Because that is the thing – hard work feels good. Hard work, and farming in particular, feels good to me in a way that I struggle to explain. It clears my head, it energises me, it makes food taste better, and sleep so much sweeter. And while I enjoy the physical aspect of the work, I know that a large part of it for me is also that I love doing work that I feel is important, work that will, if all goes well, nourish and feed people and the land.

Farming, it seems, has gotten in my bones. It is something I love even when the weather is too cold, or rainy, or too hot. As Wendell Berry says, “Farmers love the weather, even when it is making them miserable.” I enjoy farming even though the tasks can be repetitive or boring, or if my muscles are tired and sore. Even in the midst of the various states of discomfort that go hand in hand with all types of hard work, I am happy if I am farming. I can rest assured in the knowledge that I am working hard to do something the world needs more of these days – that I am growing good food for good people while trying to take care of the earth.

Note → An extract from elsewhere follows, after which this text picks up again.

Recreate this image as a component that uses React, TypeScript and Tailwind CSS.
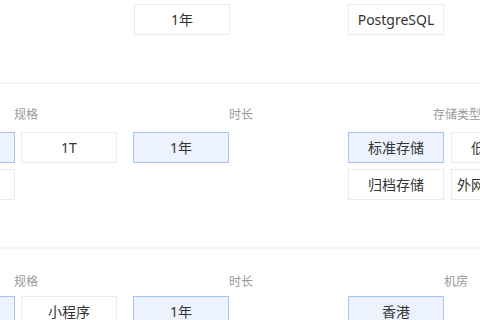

Introducing Pemberton and Rootdown Farm

For the 2015 season, I will be farming in the beautiful and fertile Pemberton Valley in BC. I am working at Rootdown Organic Farm for the two amazing and inspiring women owners and farmers, Sarah and Simone. I will also be working alongside the other employee for the season,  Aurélie, another young woman farmer who hails from Québec.

And so it will be an all woman farm crew, on a new farm, in a new climate, in a new part of BC – a whole slew of firsts for me! 

Rootdown is also different than the other farms I have worked on previously in another couple of ways. For one, it is smaller, with about two acres of mixed veggies in production each year – all of the farms I have previously put in full seasons with have had a minimum of eight acres under cultivation, and as much as twenty. Another is that they raise a small number of pastured pigs every year. I have had very little experience with livestock, and zero experience with pigs. And thirdly, they are certified organic, which will, surprisingly, also be a first for me.